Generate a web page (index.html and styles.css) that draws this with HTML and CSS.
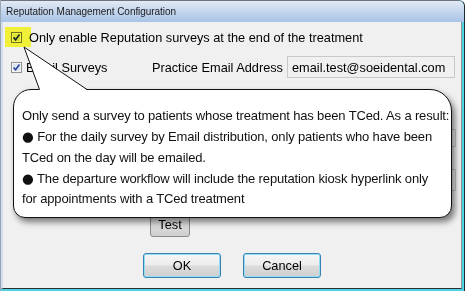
FILE: index.html
```html
<!DOCTYPE html>
<html>
<head>
<meta charset="utf-8">
<link rel="stylesheet" href="styles.css">
</head>
<body>
<div class="window">
  <div class="titlebar">Reputation Management Configuration</div>
  <div class="client">
    <div class="row row1">
      <svg class="cb" viewBox="0 0 11 11" width="11" height="11"><rect x="0.5" y="0.5" width="10" height="10" fill="#f4f4f4" stroke="#6f7378"/><rect x="2" y="2" width="7" height="7" fill="#dde4ee"/><path d="M2.6 5.4 L4.6 7.8 L8.5 2.5" fill="none" stroke="#1b2f86" stroke-width="1.7"/></svg>
      <span class="label first">Only enable Reputation surveys at the end of the treatment</span>
      <span class="highlight"></span>
    </div>
    <div class="row row2">
      <svg class="cb" viewBox="0 0 11 11" width="11" height="11"><rect x="0.5" y="0.5" width="10" height="10" fill="#f4f4f4" stroke="#8e939a"/><rect x="2" y="2" width="7" height="7" fill="#dde4ee"/><path d="M2.6 5.4 L4.6 7.8 L8.5 2.5" fill="none" stroke="#2a44a0" stroke-width="1.6"/></svg>
      <span class="label email">Email Surveys</span>
      <span class="label practice">Practice Email Address</span>
      <div class="input">email.test@soeidental.com</div>
    </div>
    <div class="hidden-fields">
      <div class="box b1"></div>
      <div class="box b2"></div>
    </div>
    <div class="test-row"><div class="btn test">Test</div></div>
    <div class="actions">
      <div class="btn main">OK</div>
      <div class="btn main">Cancel</div>
    </div>
  </div>
  <div class="callout">
    <p>Only send a survey to patients whose treatment has been TCed. As a result:<br><span class="bullet">●</span> For the daily survey by Email distribution, only patients who have been<br>TCed on the day will be emailed.<br><span class="bullet">●</span> The departure workflow will include the reputation kiosk hyperlink only<br>for appointments with a TCed treatment</p>
  </div>
  <svg class="tail" width="90" height="96" viewBox="0 0 90 96">
    <polygon points="24,47 39.5,90 87,90" fill="#fff"/>
    <polyline points="39.5,89.5 24,47 87,89.5" fill="none" stroke="#111" stroke-width="1"/>
  </svg>
</div>
</body>
</html>
```

FILE: styles.css
```css
html, body {
  margin: 0;
  padding: 0;
  background: #ffffff;
}

.window {
  position: relative;
  box-sizing: border-box;
  width: 465px;
  height: 291px;
  border-top: 1px solid #6d7680;
  border-left: 1px solid #9aa6b4;
  border-right: 1px solid #1f2a33;
  border-top-right-radius: 6px;
  background: #4fd2e2;
  display: flex;
  flex-direction: column;
  font-family: "Liberation Sans", Arial, sans-serif;
  color: #000;
  overflow: hidden;
}

.titlebar {
  height: 21px;
  flex: none;
  display: flex;
  align-items: center;
  padding-left: 5px;
  font-size: 10px;
  letter-spacing: -0.05px;
  color: #1b1b1b;
  background: linear-gradient(#e2eaf5, #c6d7ee 45%, #a9c4e7);
  border-top-right-radius: 5px;
}

.client {
  box-sizing: border-box;
  height: 267px;
  flex: none;
  margin-right: 2px;
  background: #f0f0f0;
  border-left: 2px solid #d3deec;
  border-right: 1px solid #8c9196;
  border-bottom: 1px solid #2a2f33;
  display: flex;
  flex-direction: column;
  font-size: 12.75px;
}

.row {
  display: flex;
  align-items: center;
  position: relative;
}

.row1 {
  margin-top: 5px;
  height: 20px;
  padding-left: 8px;
}

.row1 .first {
  margin-left: 7px;
}

.highlight {
  position: absolute;
  left: 2px;
  top: 0;
  width: 26px;
  height: 20px;
  background: #ffff3c;
  mix-blend-mode: multiply;
}

.row2 {
  margin-top: 9px;
  height: 22px;
  padding-left: 8px;
  padding-right: 6px;
}

.cb {
  display: block;
  flex: none;
}

.email {
  margin-left: 4px;
}

.practice {
  margin-left: auto;
  margin-right: 4px;
}

.input {
  box-sizing: border-box;
  width: 168px;
  height: 22px;
  border: 1px solid #c9c9c9;
  background: #f0f0f0;
  padding-left: 4px;
  display: flex;
  align-items: center;
  font-size: 12.75px;
}

.hidden-fields {
  display: flex;
  flex-direction: column;
  align-items: flex-end;
  padding-right: 5px;
}

.box {
  box-sizing: border-box;
  width: 200px;
  border: 1px solid #c6c6c6;
  background: #f0f0f0;
}

.b1 {
  margin-top: 51px;
  height: 18px;
}

.b2 {
  margin-top: 22px;
  height: 22px;
}

.test-row {
  margin-top: 21px;
  padding-left: 147px;
  display: flex;
}

.btn {
  box-sizing: border-box;
  height: 25px;
  display: flex;
  align-items: center;
  justify-content: center;
  border-radius: 3px;
  font-size: 12.75px;
}

.test {
  width: 40px;
  border: 1px solid #8a8a8a;
  background: linear-gradient(#ececec, #dcdcdc 50%, #cfcfcf);
}

.actions {
  margin-top: 16px;
  display: flex;
  justify-content: center;
  gap: 22px;
}

.main {
  width: 78px;
  border: 1px solid #3c7fb1;
  box-shadow: inset 0 0 0 1px #8fe0f4;
  background: linear-gradient(#f6f6f6, #ececec 48%, #dcdcdc 52%, #cfcfcf);
}

.callout {
  position: absolute;
  left: 12px;
  top: 88px;
  box-sizing: border-box;
  width: 439px;
  height: 129px;
  background: #ffffff;
  border: 1px solid #111;
  border-radius: 18px 22px 12px 12px;
  box-shadow: 3px 4px 6px rgba(0, 0, 0, 0.5);
  padding: 16px 0 0 8px;
}

.callout p {
  margin: 0;
  font-family: "Liberation Sans", Arial, sans-serif;
  font-size: 13px;
  letter-spacing: -0.15px;
  line-height: 20.25px;
  color: #111;
  white-space: nowrap;
}

.bullet {
  font-family: "DejaVu Sans", sans-serif;
  font-size: 13.5px;
  letter-spacing: 0;
}

.tail {
  position: absolute;
  left: -1px;
  top: -1px;
}
```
==============================
▸ **Problem description**
Gather from the data above every line with the string "index".

▸ **Solution to the problem**
Generate a web page (index.html and styles.css) that draws this with HTML and CSS.
FILE: index.html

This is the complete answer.